While I certainly believe that the American political system (and to some extent the culture) lends itself to paralysis until crisis-point it’s also true that, when motivated by crisis both the political and cultural systems are capable of moving damn fast.
In short, should a true monster crisis in terms of fossil fuels hit it’s my belief that suddenly all legislation and regulation holding up construction of nuclear power plants and so forth will vanish into air and the vast majority of the electorate gets behind them (with politicians and advocates pointing to Australia and other nations for examples).

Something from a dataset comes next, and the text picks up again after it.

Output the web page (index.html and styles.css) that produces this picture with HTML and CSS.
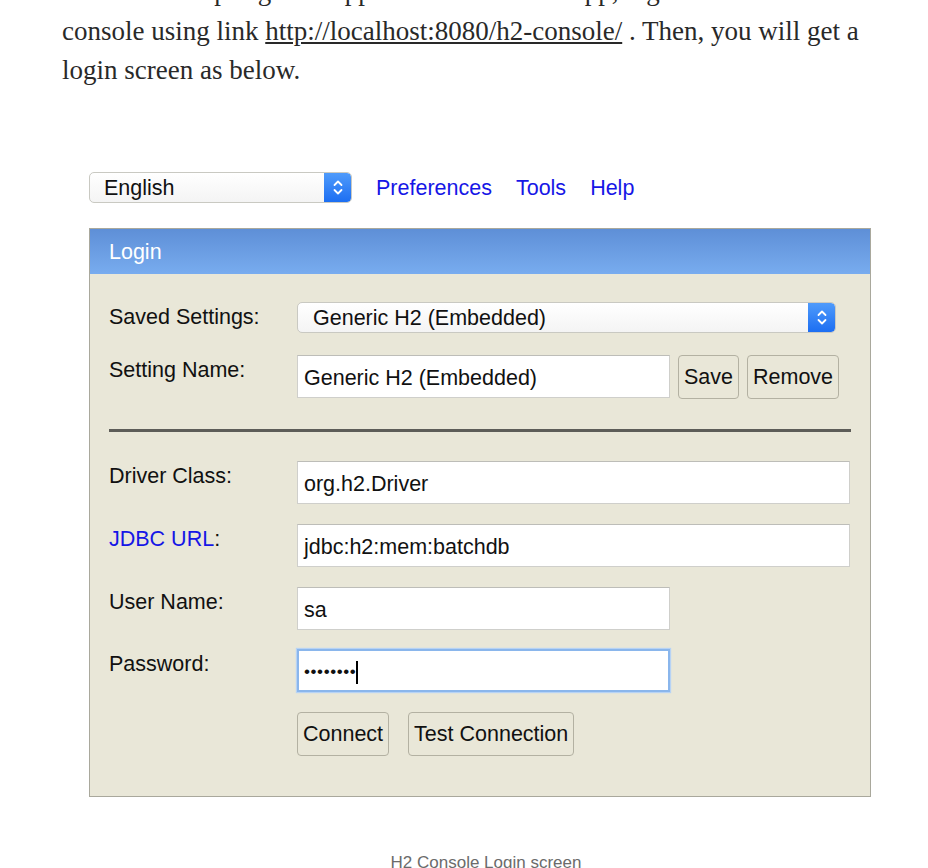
FILE: index.html
```html
<!DOCTYPE html>
<html>
<head>
<meta charset="utf-8">
<link rel="stylesheet" href="styles.css">
</head>
<body>
<article class="article">
  <p class="para">Now run the spring boot application and in the app, login to h2<br>console using link <a href="#" class="link">http://localhost:8080/h2-console/</a> . Then, you will get a login screen as below.</p>
  <figure class="figure">
    <div class="shot">
      <div class="topbar">
        <div class="select lang">
          <span class="select-text">English</span>
          <span class="arrow"><svg width="10" height="17" viewBox="0 0 10 17"><path d="M1.5 6 L5 2.5 L8.5 6 M1.5 11 L5 14.5 L8.5 11" fill="none" stroke="#fff" stroke-width="1.8" stroke-linecap="round" stroke-linejoin="round"/></svg></span>
        </div>
        <nav class="toplinks">
          <a href="#" class="toplink">Preferences</a>
          <a href="#" class="toplink">Tools</a>
          <a href="#" class="toplink">Help</a>
        </nav>
      </div>
      <div class="panel">
        <div class="panel-head">Login</div>
        <div class="panel-body">
          <div class="label l-saved">Saved Settings:</div>
          <div class="select saved">
            <span class="select-text">Generic H2 (Embedded)</span>
            <span class="arrow"><svg width="10" height="17" viewBox="0 0 10 17"><path d="M1.5 6 L5 2.5 L8.5 6 M1.5 11 L5 14.5 L8.5 11" fill="none" stroke="#fff" stroke-width="1.8" stroke-linecap="round" stroke-linejoin="round"/></svg></span>
          </div>

          <div class="label l-name">Setting Name:</div>
          <div class="inline r-name">
            <div class="input short">Generic H2 (Embedded)</div>
            <button class="btn">Save</button>
            <button class="btn">Remove</button>
          </div>

          <div class="rule"></div>

          <div class="label">Driver Class:</div>
          <div class="input">org.h2.Driver</div>

          <div class="label"><span class="blue">JDBC URL</span>:</div>
          <div class="input">jdbc:h2:mem:batchdb</div>

          <div class="label">User Name:</div>
          <div class="input short">sa</div>

          <div class="label r-pass">Password:</div>
          <div class="input short focus r-pass"><span class="dots">••••••••</span><span class="caret"></span></div>

          <div class="label"></div>
          <div class="inline buttons">
            <button class="btn">Connect</button>
            <button class="btn">Test Connection</button>
          </div>
        </div>
      </div>
    </div>
    <figcaption class="caption">H2 Console Login screen</figcaption>
  </figure>
</article>
</body>
</html>
```

FILE: styles.css
```css
html, body {
  margin: 0;
  padding: 0;
  background: #fff;
}
body {
  overflow: hidden;
  height: 868px;
}
.article {
  padding: 0 62px;
}
.para {
  margin: -28px 0 0 0;
  font-family: "Liberation Serif", serif;
  font-size: 27px;
  line-height: 39.5px;
  color: #292929;
  width: 806px;
}
.link {
  color: #292929;
  text-decoration: underline;
}
.figure {
  margin: 81px 0 0 0;
  padding: 0;
}
.shot {
  margin-left: 27px;
  width: 782px;
  font-family: "Liberation Sans", Arial, sans-serif;
  font-size: 21.5px;
  color: #111;
}
.topbar {
  display: flex;
  align-items: center;
  height: 31px;
}
.select {
  display: flex;
  align-items: center;
  justify-content: space-between;
  box-sizing: border-box;
  height: 31px;
  background: linear-gradient(#ffffff, #f4f4f4);
  border: 1px solid #c9c9c2;
  border-radius: 5px;
  overflow: hidden;
}
.select-text {
  padding-left: 14px;
  padding-top: 3px;
  line-height: 1;
}
.arrow {
  width: 27px;
  height: 100%;
  background: linear-gradient(#4f9bfb, #1c6ef2);
  display: flex;
  align-items: center;
  justify-content: center;
  border-radius: 0 4px 4px 0;
}
.lang {
  width: 263px;
}
.toplinks {
  display: flex;
  gap: 24px;
  margin-left: 24px;
  padding-top: 3px;
}
.toplink {
  color: #1616e6;
  text-decoration: none;
}
.panel {
  margin-top: 25px;
  border: 1px solid #a9a89c;
  background: #e9e7d8;
}
.panel-head {
  height: 45px;
  line-height: 47px;
  padding-left: 19px;
  color: #fff;
  background: linear-gradient(#5e8fd7, #78acef);
}
.panel-body {
  display: grid;
  grid-template-columns: 188px 1fr;
  row-gap: 20px;
  padding: 28px 19px 40px 19px;
  align-items: start;
}
.label {
  padding-top: 3px;
  line-height: 24px;
  color: #111;
}
.l-saved {
  padding-top: 3px;
}
.l-name, .r-name {
  margin-top: 2px;
}
.r-pass {
  margin-top: -1px;
}
.saved {
  width: 539px;
}
.saved .select-text {
  padding-left: 15px;
}
.blue {
  color: #1616e6;
}
.inline {
  display: flex;
  gap: 8px;
  align-items: center;
}
.input {
  box-sizing: border-box;
  height: 43px;
  display: flex;
  align-items: center;
  padding: 4px 0 0 6px;
  background: #fff;
  border: 1px solid #cfcfcb;
  border-top-color: #bdbdb8;
  width: 553px;
}
.input.short {
  width: 373px;
}
.input.focus {
  border: 2px solid #8ab6ec;
  box-shadow: 0 0 1px 1px #b7d3f5;
  padding-left: 5px;
}
.dots {
  font-size: 17px;
  letter-spacing: 0.6px;
  color: #111;
}
.caret {
  display: inline-block;
  width: 2px;
  height: 23px;
  background: #000;
  margin-left: 0;
}
.btn {
  font-family: "Liberation Sans", Arial, sans-serif;
  font-size: 21.5px;
  color: #111;
  height: 44px;
  padding: 2px 5px 0 5px;
  background: #e9e7d8;
  border: 1.5px solid #b3b1a2;
  border-radius: 4px;
}
.rule {
  grid-column: 1 / -1;
  height: 3px;
  background: #5d5d58;
  margin: 10px 0 9px 0;
}
.buttons {
  gap: 19px;
}
.caption {
  margin-top: 56px;
  text-align: center;
  font-family: "Liberation Sans", Arial, sans-serif;
  font-size: 17px;
  color: #6b6b6b;
  padding-left: 44px;
}
```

There would certainly be some die-hard anti-nuke holdouts but they would find themselves marginalized, possibly even attacked on their picket lines, by the rest of the citizenry.
My guess is the first plant could be online within two years. Possibly less. There would also likely be federal or state programs to assist those of us with gas heating systems to convert to electric via some sort of loan program.
When I was in my early 20’s, long before I was even dimly aware that most of our energy sources weren’t inexhaustible, I went on a tour of a power generation plant and was amazed by the size of the turbines. Up until that time, my idea of a generator was the little clamp-on deal for your bicycle tire that made your headlight shine if you could manage to go fast enough.
I began to link the two ideas- wondering how many tykes on bikes it would take to make a hydroelectric turbine shaft rotate at a speed sufficient to generate power for the grid.
Fast forward to the not too-distant future. I envision auditoriums full of teenagers peddling on stationary bikes, with their chains all linked to a common drive shaft creating energy for their community. It would replace phys-ed, and we’d end up with a leaner, healthier population. But how many pairs of legs would it take to get a turbine spinning, and keep it running fast enough? A lot, I’m guessing.
Maybe some day, Bally’s and other workout clubs will be located next door to power turbines. Why turn fat into heat on a brake pad when you can turn it into electricity?